“No one loves me,” a middle-aged homeless lady told me several years ago.
Over a number of days that I had contact with her back then, I felt an urgency to convince this woman that I loved and cared about her, and that the source of that love was God.
The truth I wanted her to know was that despite all the rejections she faced from those who were supposed to love her—like her family—God loved her more than she could ever know, and He would never stop loving her.
God did give me a deep love for this lady, and I gave her a heartfelt hug when we parted ways.
Recently as I drove down the street, I saw her at a bus stop. I rarely drive down that street at that time of day. It seemed God had another divine appointment for me—to let her know again that she was loved.
I sat at the bus stop with her, and she told me her latest troubles. She had found a place to live, but she left because “there were too many rules,” and “they were mean to me.”
I offered her words of encouragement. God led me to give her the small amount of cash I had in my wallet and take her to a store to get a few necessities. I drove her to an acquaintance’s mobile home, where she hoped to stay a night or two. The lady turned the homeless woman away. She cried.
With sadness I drove her to the park she said she would sleep in that night. I let her know where she could get some clothes and some assistance. She told me she was saved and now knew God loved her.
“In fact, He sent you to me.”
I feel certain our paths will cross again—if for no other reason than to remind her how much God loves her.
I wanted to do more for her, but I did as much as the Lord allowed.
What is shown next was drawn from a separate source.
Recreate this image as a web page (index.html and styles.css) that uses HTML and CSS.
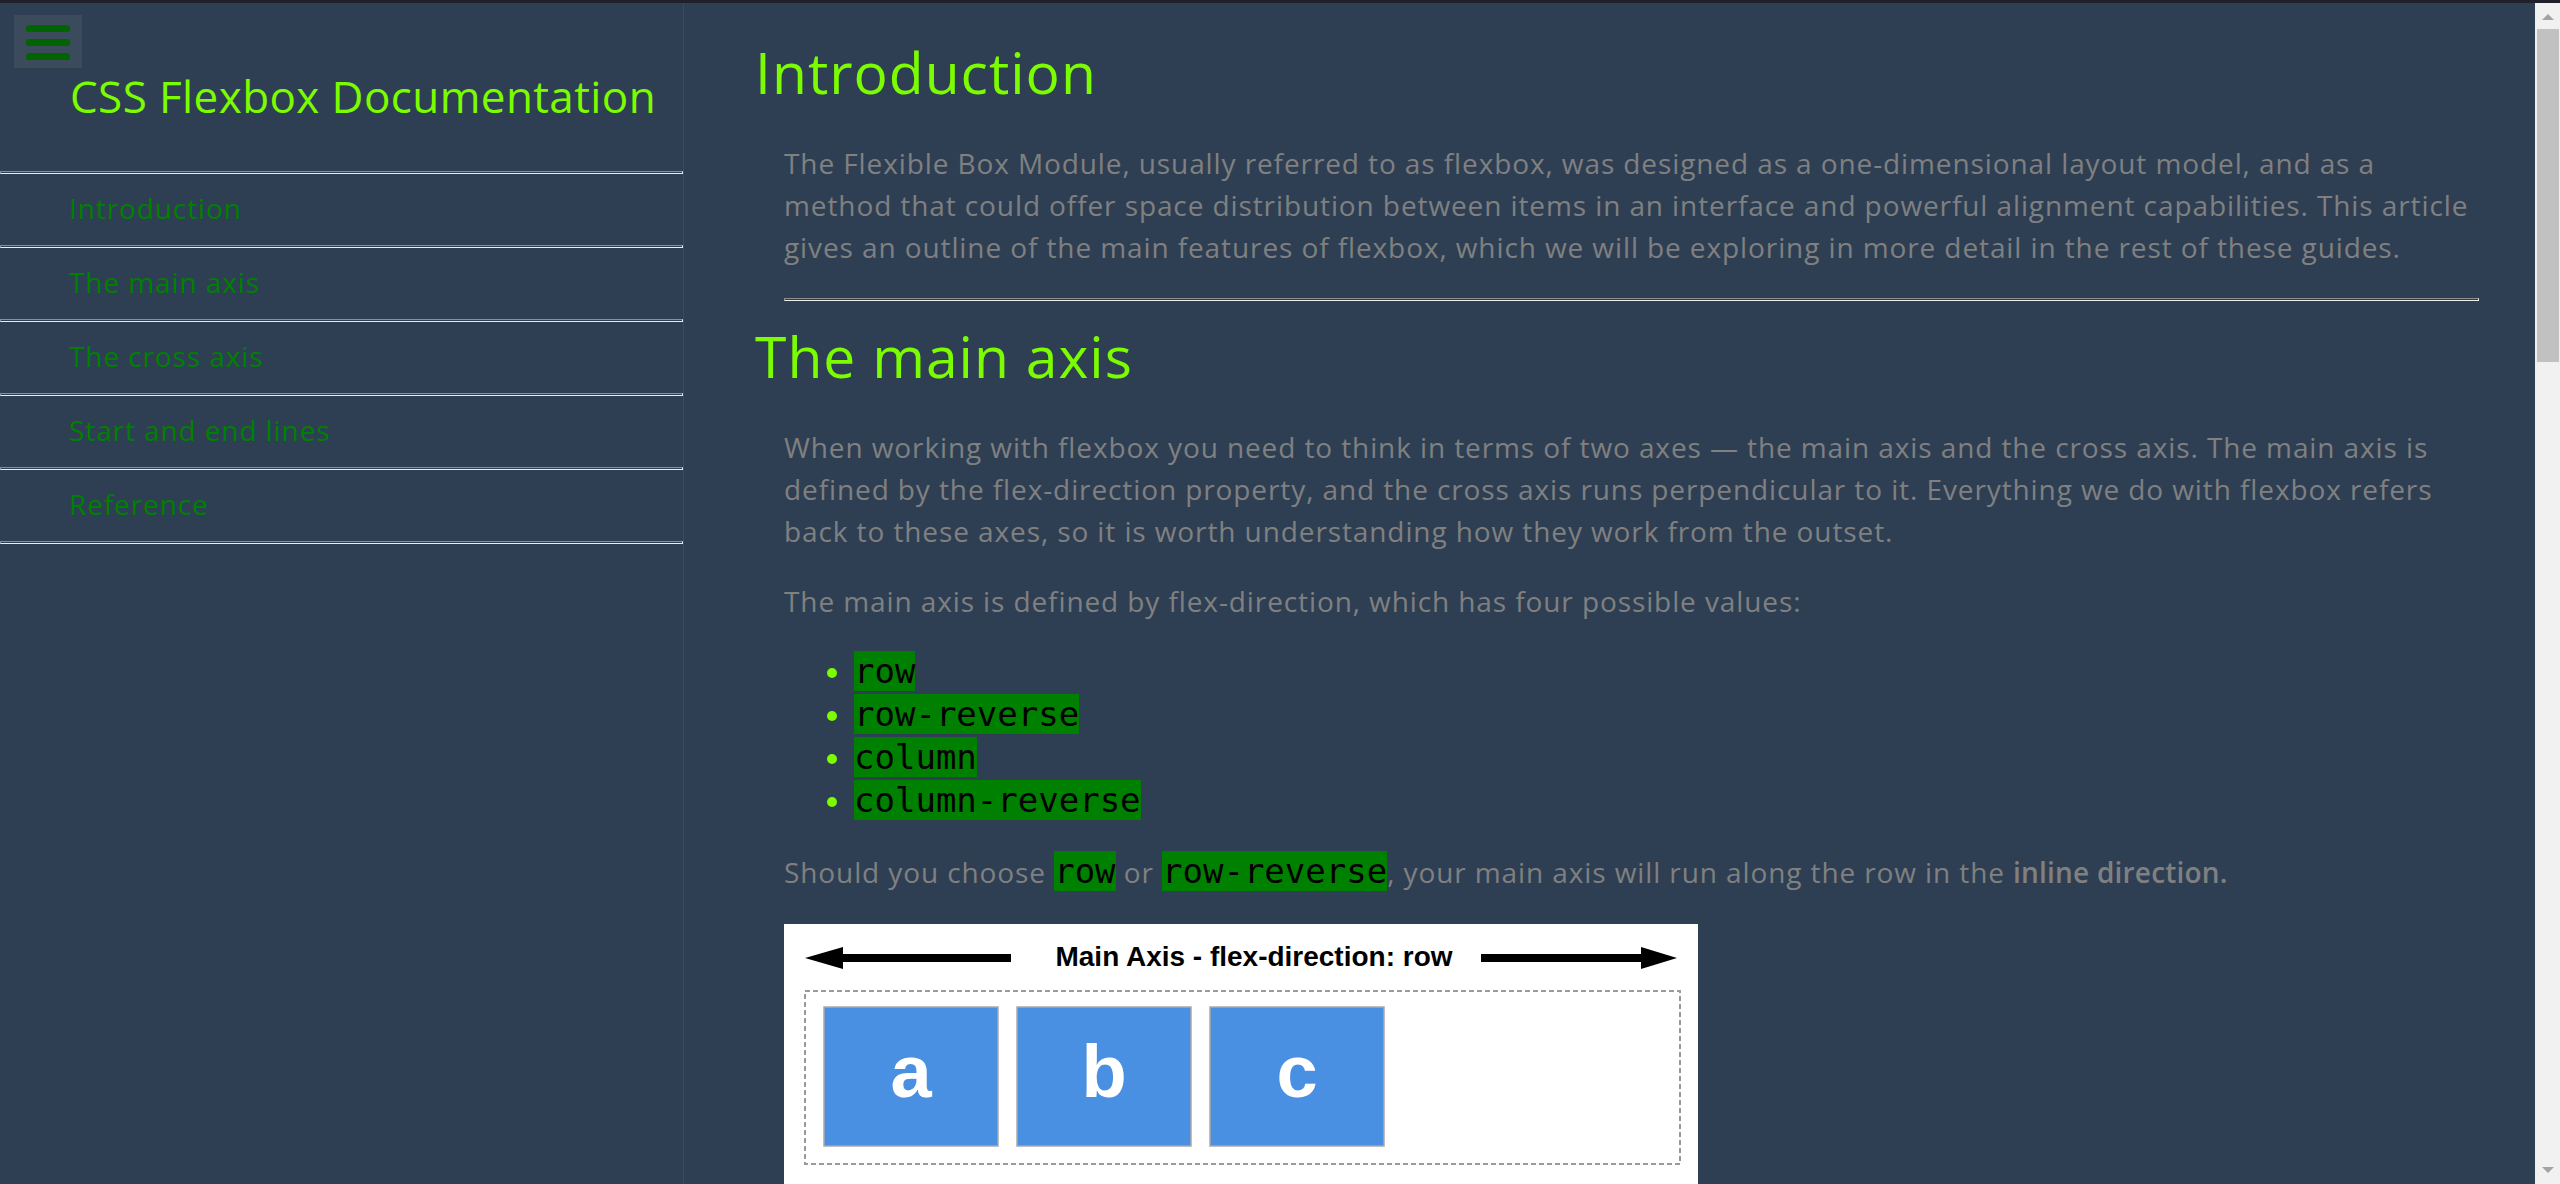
FILE: index.html
```html
<!DOCTYPE html>
<html lang="en">
<head>
<meta charset="utf-8">
<title>CSS Flexbox Documentation</title>
<link rel="stylesheet" href="styles.css">
</head>
<body>
<div class="topbar"></div>
<div class="layout">
  <nav class="sidebar" id="navbar">
    <header class="side-header">
      <button class="menu-btn" type="button" aria-label="Menu"><span class="bar"></span><span class="bar"></span><span class="bar"></span></button>
      <h2 class="site-title">CSS Flexbox Documentation</h2>
    </header>
    <hr class="rule">
    <a class="nav-link" href="#Introduction">Introduction</a>
    <hr class="rule">
    <a class="nav-link" href="#The_main_axis">The main axis</a>
    <hr class="rule">
    <a class="nav-link" href="#The_cross_axis">The cross axis</a>
    <hr class="rule">
    <a class="nav-link" href="#Start_and_end_lines">Start and end lines</a>
    <hr class="rule">
    <a class="nav-link" href="#Reference">Reference</a>
    <hr class="rule">
  </nav>
  <main class="main" id="main-doc">
    <div class="doc">
      <section class="main-section" id="Introduction">
        <h1 class="sec-title">Introduction</h1>
        <p>The Flexible Box Module, usually referred to as flexbox, was designed as a one-dimensional layout model, and as a method that could offer space distribution between items in an interface and powerful alignment capabilities. This article gives an outline of the main features of flexbox, which we will be exploring in more detail in the rest of these guides.</p>
        <hr class="rule rule-main">
      </section>
      <section class="main-section" id="The_main_axis">
        <h1 class="sec-title">The main axis</h1>
        <p>When working with flexbox you need to think in terms of two axes — the main axis and the cross axis. The main axis is defined by the flex-direction property, and the cross axis runs perpendicular to it. Everything we do with flexbox refers back to these axes, so it is worth understanding how they work from the outset.</p>
        <p>The main axis is defined by flex-direction, which has four possible values:</p>
        <ul class="values">
          <li><code>row</code></li>
          <li><code>row-reverse</code></li>
          <li><code>column</code></li>
          <li><code>column-reverse</code></li>
        </ul>
        <p>Should you choose <code>row</code> or <code>row-reverse</code>, your main axis will run along the row in the <strong>inline direction.</strong></p>
        <svg class="diagram" viewBox="0 0 914 270" role="img" aria-label="Main axis diagram">
          <rect width="914" height="270" fill="#ffffff"/>
          <polygon points="21,34 59,23 59,45" fill="#000"/>
          <rect x="56" y="30" width="171" height="8" fill="#000"/>
          <text x="470" y="42" text-anchor="middle" font-family="'Liberation Sans', Arial, sans-serif" font-weight="700" font-size="28" textLength="397" lengthAdjust="spacingAndGlyphs" fill="#000">Main Axis - flex-direction: row</text>
          <rect x="697" y="30" width="162" height="8" fill="#000"/>
          <polygon points="893,34 857,23 857,45" fill="#000"/>
          <rect x="21" y="67" width="875" height="173" fill="none" stroke="#9a9a9a" stroke-width="2" stroke-dasharray="5 3"/>
          <rect x="40" y="83" width="174" height="139" fill="#4a90e2" stroke="#a9a9a9" stroke-width="1.5"/>
          <rect x="233" y="83" width="174" height="139" fill="#4a90e2" stroke="#a9a9a9" stroke-width="1.5"/>
          <rect x="426" y="83" width="174" height="139" fill="#4a90e2" stroke="#a9a9a9" stroke-width="1.5"/>
          <text x="127" y="173" text-anchor="middle" font-family="'Liberation Sans', Arial, sans-serif" font-weight="700" font-size="74" fill="#fff">a</text>
          <text x="320" y="173" text-anchor="middle" font-family="'Liberation Sans', Arial, sans-serif" font-weight="700" font-size="74" fill="#fff">b</text>
          <text x="513" y="173" text-anchor="middle" font-family="'Liberation Sans', Arial, sans-serif" font-weight="700" font-size="74" fill="#fff">c</text>
        </svg>
        <p>Choose <code>column</code> or <code>column-reverse</code> and your main axis will run from the top of the page to the bottom — in the <strong>block direction.</strong></p>
        <hr class="rule rule-main">
      </section>
      <section class="main-section" id="The_cross_axis">
        <h1 class="sec-title">The cross axis</h1>
        <p>The cross axis runs perpendicular to the main axis, therefore if your flex-direction (main axis) is set to row or row-reverse the cross axis runs down the columns.</p>
        <p>If your main axis is column or column-reverse then the cross axis runs along the rows.</p>
        <hr class="rule rule-main">
      </section>
      <section class="main-section" id="Start_and_end_lines">
        <h1 class="sec-title">Start and end lines</h1>
        <p>Another vital area of understanding is how flexbox makes no assumption about the writing mode of the document.</p>
        <hr class="rule rule-main">
      </section>
      <section class="main-section" id="Reference">
        <h1 class="sec-title">Reference</h1>
        <p>All the documentation in this page is taken from MDN.</p>
      </section>
    </div>
  </main>
  <div class="scrollbar" aria-hidden="true">
    <div class="sb-btn sb-up"><span class="sb-arrow-up"></span></div>
    <div class="sb-track"><div class="sb-thumb"></div></div>
    <div class="sb-btn sb-down"><span class="sb-arrow-down"></span></div>
  </div>
</div>
</body>
</html>
```
FILE: styles.css
```css
html, body {
  margin: 0;
  height: 100%;
}

body {
  display: flex;
  flex-direction: column;
  overflow: hidden;
  background: #2e3f54;
  font-family: "Open Sans", "Liberation Sans", sans-serif;
}

.topbar {
  flex: none;
  height: 3px;
  background: #1f2029;
}

.layout {
  flex: 1;
  display: flex;
  min-height: 0;
}

/* Sidebar */
.sidebar {
  flex: none;
  width: 683px;
  border-right: 1px solid #0b730b;
  display: flex;
  flex-direction: column;
}

.side-header {
  padding: 12px 0 48px;
}

.menu-btn {
  display: flex;
  flex-direction: column;
  gap: 7px;
  width: 68px;
  height: 53px;
  margin: 0 0 0 14px;
  padding: 10px 12px 0;
  box-sizing: border-box;
  background: #3b4b5b;
  border: 0;
  cursor: pointer;
}

.bar {
  display: block;
  height: 7px;
  border-radius: 3px;
  background: #006400;
}

.site-title {
  margin: 2px 0 0 70px;
  font-size: 44px;
  line-height: 1.2;
  font-weight: 400;
  letter-spacing: 0.4px;
  color: #7cfc00;
}

.rule {
  margin: 0;
  height: 1px;
  border: 1px solid;
  border-color: #8e8e8e #ececec #ececec #8e8e8e;
}

.nav-link {
  display: block;
  padding: 0 0 3px 69px;
  font-size: 28px;
  line-height: 68px;
  letter-spacing: 0.9px;
  color: #008000;
  text-decoration: none;
}

/* Main document */
.main {
  flex: 1;
  min-width: 0;
  overflow: hidden;
}

.doc {
  padding: 14px 56px 60px 68px;
}

.sec-title {
  margin: 22px 0 36px 3px;
  font-size: 57px;
  line-height: 67px;
  font-weight: 400;
  letter-spacing: 1px;
  color: #7cfc00;
}

.doc p {
  margin: 28px 0 28px 32px;
  font-size: 28px;
  line-height: 42px;
  letter-spacing: 0.9px;
  color: #808080;
}

.doc strong {
  font-weight: 600;
  letter-spacing: 0.2px;
}

.rule-main {
  margin: 30px 0 0 32px;
}

.values {
  margin: 28px 0 28px 32px;
  padding-left: 70px;
  font-size: 28px;
  line-height: 42px;
  color: #7cfc00;
}

code {
  font-family: "DejaVu Sans Mono", monospace;
  font-size: 34px;
  letter-spacing: 0;
  background: #008000;
  color: #000;
}

.diagram {
  display: block;
  width: 914px;
  height: 270px;
  margin: 31px 0 28px 32px;
}

/* Window scrollbar */
.scrollbar {
  flex: none;
  width: 25px;
  display: flex;
  flex-direction: column;
  background: #f1f1f1;
}

.sb-btn {
  flex: none;
  height: 26px;
  box-sizing: border-box;
  padding-left: 7px;
}

.sb-up {
  padding-top: 11px;
}

.sb-down {
  padding-top: 9px;
}

.sb-arrow-up,
.sb-arrow-down {
  display: block;
  width: 0;
  height: 0;
  border-left: 6px solid transparent;
  border-right: 6px solid transparent;
}

.sb-arrow-up {
  border-bottom: 6px solid #a3a3a3;
}

.sb-arrow-down {
  border-top: 6px solid #a3a3a3;
}

.sb-track {
  flex: 1;
}

.sb-thumb {
  height: 333px;
  margin: 0 1px 0 2px;
  background: #c1c1c1;
}
```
Because I felt for years that no one loved me–even after I met the Lord–I’m drawn to those who feel unloved. It seems an assignment from my loving God to convince the unloved and those who seem unlovable that they are indeed loved—if by no one else then certainly by the Lord of the universe.
I have prayed with them and for them that they could sense His love. I ask God on a regular basis to let His love flow through me to them.
Today I celebrate that once I felt unloved, and now I feel overwhelmed by the love I receive from the Lord and from His people. I’m free to receive love from family and friends instead of feeling convinced I’m not good enough to be loved or mistaking their unintentional neglect of my needs as them not loving me.
I received God’s healing of my broken heart, and I long to pass along that healing to others. I want others to experience the truth of this verse that reflects what happened in my life:
He heals the brokenhearted and binds up their wounds. Psalm 147:3
Lord, continue to use me to let others know this truth: “You are loved.”